The current issue among Cornish nationalists is recognition under the FCPNM which the British government refuses to grant. There are other issues as well; for example, a tick-box for the 2011 census (some groups will get one; others, probably including the Cornish, won’t).
Dissatisfaction is what results when you encourage people to identify themselves in numerous subgroups. Forms do not have enough space to include everyone so some get missed off or have to write themselves in and grievance ensues. Even I was irritated when a form presented to me did not include the group which if pushed hard I would assign myself to but did include other groups that I do not include myself in.
The only way out of this mess is to include everyone or to exclude everyone.
There is another aspect which concerns me. People are pushed into assigning themselves to one group and not several – the school ethnic census does not enable one easily to identify one’s child as adjectival Cornish and adjectival English and adjectival British or whatever; the national census does not make multiple identity easy to assert and be recognised within its sections either. Mono-ethnicity, indeed mono-categorisation generally, is encouraged as the norm though I think many people see themselves as more diverse than that. For example, many people see themselves as “Christian but” or “ex-Muslim”; the census form does not offer those and resources are assigned on the coarse and misleading ethnic and religious (and soon, national) categorisation the form demands.

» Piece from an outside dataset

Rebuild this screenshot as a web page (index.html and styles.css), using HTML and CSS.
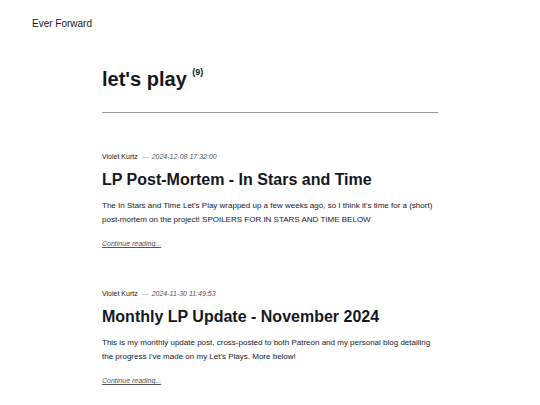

I don’t wish to overdo this next point but the default assumption of simplistic monolithic group identity can encourage people or a group of people to see themselves as significantly different from their neighbours, it can lead to overemphasis on perceived ethnic and other differences, and frankly the history of mankind is dispiriting about the consequences of perceived difference. At bottom, emphasising difference is unlikely to promote social cohesion.
I think mono-ethnicity is what the Cornish nationalists (and the English and other nationalists) seem to be about. Choose: Cornish or English. I think they are wrong and, if we are to continue officially recording group identities – and while I see the point of collecting the data, I increasingly doubt that this is the best way to be just – I would like to see the Cornish nationalists widen their views to include multiple identities, Cornish and English, if that is how people see themselves. That is genuine pluralism.

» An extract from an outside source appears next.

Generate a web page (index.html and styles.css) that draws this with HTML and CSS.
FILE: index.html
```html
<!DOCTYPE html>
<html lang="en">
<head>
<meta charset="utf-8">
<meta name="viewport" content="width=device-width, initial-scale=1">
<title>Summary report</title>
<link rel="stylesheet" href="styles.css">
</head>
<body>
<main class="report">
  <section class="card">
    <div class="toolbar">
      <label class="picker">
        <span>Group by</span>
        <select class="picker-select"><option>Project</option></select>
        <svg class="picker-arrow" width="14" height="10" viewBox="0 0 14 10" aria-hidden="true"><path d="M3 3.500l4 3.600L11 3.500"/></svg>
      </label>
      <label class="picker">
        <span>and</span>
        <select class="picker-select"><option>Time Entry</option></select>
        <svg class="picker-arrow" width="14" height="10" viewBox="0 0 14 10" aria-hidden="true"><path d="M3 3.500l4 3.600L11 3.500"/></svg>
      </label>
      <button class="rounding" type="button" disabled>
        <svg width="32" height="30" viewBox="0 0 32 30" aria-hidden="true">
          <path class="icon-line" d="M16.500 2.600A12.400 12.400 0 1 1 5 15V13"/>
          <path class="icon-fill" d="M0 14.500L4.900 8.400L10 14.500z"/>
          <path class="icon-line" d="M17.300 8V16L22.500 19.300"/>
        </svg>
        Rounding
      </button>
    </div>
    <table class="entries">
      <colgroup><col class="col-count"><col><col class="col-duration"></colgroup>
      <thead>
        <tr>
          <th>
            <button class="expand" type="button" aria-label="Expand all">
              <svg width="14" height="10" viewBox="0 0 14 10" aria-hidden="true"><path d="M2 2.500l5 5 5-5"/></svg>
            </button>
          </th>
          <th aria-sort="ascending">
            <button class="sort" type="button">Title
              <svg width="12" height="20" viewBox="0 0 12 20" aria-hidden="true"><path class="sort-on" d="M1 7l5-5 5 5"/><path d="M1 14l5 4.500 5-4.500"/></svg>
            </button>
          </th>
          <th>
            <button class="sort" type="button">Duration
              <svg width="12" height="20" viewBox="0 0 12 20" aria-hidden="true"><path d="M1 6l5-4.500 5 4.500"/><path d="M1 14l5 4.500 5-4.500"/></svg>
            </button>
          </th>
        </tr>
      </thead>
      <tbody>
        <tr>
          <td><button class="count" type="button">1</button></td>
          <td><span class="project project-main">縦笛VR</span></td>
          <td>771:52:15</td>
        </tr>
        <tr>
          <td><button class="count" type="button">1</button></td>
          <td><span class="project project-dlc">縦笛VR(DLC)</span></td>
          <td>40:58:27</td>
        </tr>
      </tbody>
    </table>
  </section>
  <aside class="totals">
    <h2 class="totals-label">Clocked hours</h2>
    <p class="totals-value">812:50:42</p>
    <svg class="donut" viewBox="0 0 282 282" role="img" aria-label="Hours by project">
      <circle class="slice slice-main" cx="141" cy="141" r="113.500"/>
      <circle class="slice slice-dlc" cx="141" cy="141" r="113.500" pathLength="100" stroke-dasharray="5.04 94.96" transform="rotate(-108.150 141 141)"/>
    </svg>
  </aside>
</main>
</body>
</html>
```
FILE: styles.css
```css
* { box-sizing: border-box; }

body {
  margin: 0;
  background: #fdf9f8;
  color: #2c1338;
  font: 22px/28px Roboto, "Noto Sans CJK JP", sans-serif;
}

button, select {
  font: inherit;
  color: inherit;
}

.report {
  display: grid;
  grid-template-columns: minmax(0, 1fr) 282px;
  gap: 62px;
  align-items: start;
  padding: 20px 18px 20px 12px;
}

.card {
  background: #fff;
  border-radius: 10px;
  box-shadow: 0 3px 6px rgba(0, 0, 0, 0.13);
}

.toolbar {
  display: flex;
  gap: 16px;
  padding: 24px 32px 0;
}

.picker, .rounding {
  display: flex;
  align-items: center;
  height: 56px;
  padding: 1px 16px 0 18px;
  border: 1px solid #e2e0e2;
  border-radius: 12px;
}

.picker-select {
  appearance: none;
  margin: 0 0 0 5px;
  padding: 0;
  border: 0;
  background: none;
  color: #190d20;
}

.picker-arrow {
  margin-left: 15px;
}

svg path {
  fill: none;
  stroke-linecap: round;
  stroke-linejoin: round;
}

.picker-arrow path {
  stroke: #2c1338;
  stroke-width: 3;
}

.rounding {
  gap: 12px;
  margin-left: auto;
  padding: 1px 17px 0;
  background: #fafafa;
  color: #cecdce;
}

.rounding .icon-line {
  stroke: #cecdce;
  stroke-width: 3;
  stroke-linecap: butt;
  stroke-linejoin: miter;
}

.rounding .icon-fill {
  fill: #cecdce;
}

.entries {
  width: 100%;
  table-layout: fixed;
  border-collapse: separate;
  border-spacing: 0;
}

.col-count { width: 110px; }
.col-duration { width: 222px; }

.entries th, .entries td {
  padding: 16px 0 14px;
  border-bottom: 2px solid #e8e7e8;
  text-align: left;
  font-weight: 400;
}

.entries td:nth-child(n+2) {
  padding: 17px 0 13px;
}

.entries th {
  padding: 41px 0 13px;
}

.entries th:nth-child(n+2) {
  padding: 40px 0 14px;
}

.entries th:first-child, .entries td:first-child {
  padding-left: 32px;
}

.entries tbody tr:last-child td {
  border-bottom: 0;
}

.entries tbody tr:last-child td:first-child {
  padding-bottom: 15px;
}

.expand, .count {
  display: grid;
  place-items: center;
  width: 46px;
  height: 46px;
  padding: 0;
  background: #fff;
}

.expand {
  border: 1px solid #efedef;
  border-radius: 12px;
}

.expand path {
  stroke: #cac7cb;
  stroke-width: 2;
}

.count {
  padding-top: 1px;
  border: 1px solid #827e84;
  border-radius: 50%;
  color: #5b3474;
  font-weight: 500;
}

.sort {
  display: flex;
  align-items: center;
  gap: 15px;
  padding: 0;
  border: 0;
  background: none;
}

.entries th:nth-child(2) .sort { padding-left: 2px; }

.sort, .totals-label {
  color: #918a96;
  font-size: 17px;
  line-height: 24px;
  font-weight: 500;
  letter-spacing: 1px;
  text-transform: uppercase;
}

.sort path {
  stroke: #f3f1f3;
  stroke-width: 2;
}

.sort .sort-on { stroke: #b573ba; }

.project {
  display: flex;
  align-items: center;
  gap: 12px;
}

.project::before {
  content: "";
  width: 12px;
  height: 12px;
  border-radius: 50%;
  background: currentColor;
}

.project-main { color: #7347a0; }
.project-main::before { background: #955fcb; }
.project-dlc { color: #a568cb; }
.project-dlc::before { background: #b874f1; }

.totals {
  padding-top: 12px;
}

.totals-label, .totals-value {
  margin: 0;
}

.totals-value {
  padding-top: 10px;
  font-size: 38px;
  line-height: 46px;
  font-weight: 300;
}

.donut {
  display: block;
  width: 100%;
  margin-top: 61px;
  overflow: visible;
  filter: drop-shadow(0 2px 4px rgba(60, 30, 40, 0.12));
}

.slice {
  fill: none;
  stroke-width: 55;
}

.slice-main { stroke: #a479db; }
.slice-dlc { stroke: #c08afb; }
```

Yes, in the present system the Cornats have a good point about inclusion under the FCPNM of those who see themselves as Cornish and I suspect that the government are rationally but unfairly trying to avoid expenditure, wide religious inclusion, and the perceived constitutional issue that may well ignite if the Cornish are recognised under the FCPNM. Nevertheless, one in, all in.
However, I come back to my central doubt which I repeated at the “egg” end of this post . Is atomising British people into endless subgroups the best way forward? Can we not celebrate our identities, our different ways and beliefs, and show mutual respect, and ensure everyone gets fair access to services without the present divisive official grotesqueries? It is time to rethink the atomising and emphasise our commonalities.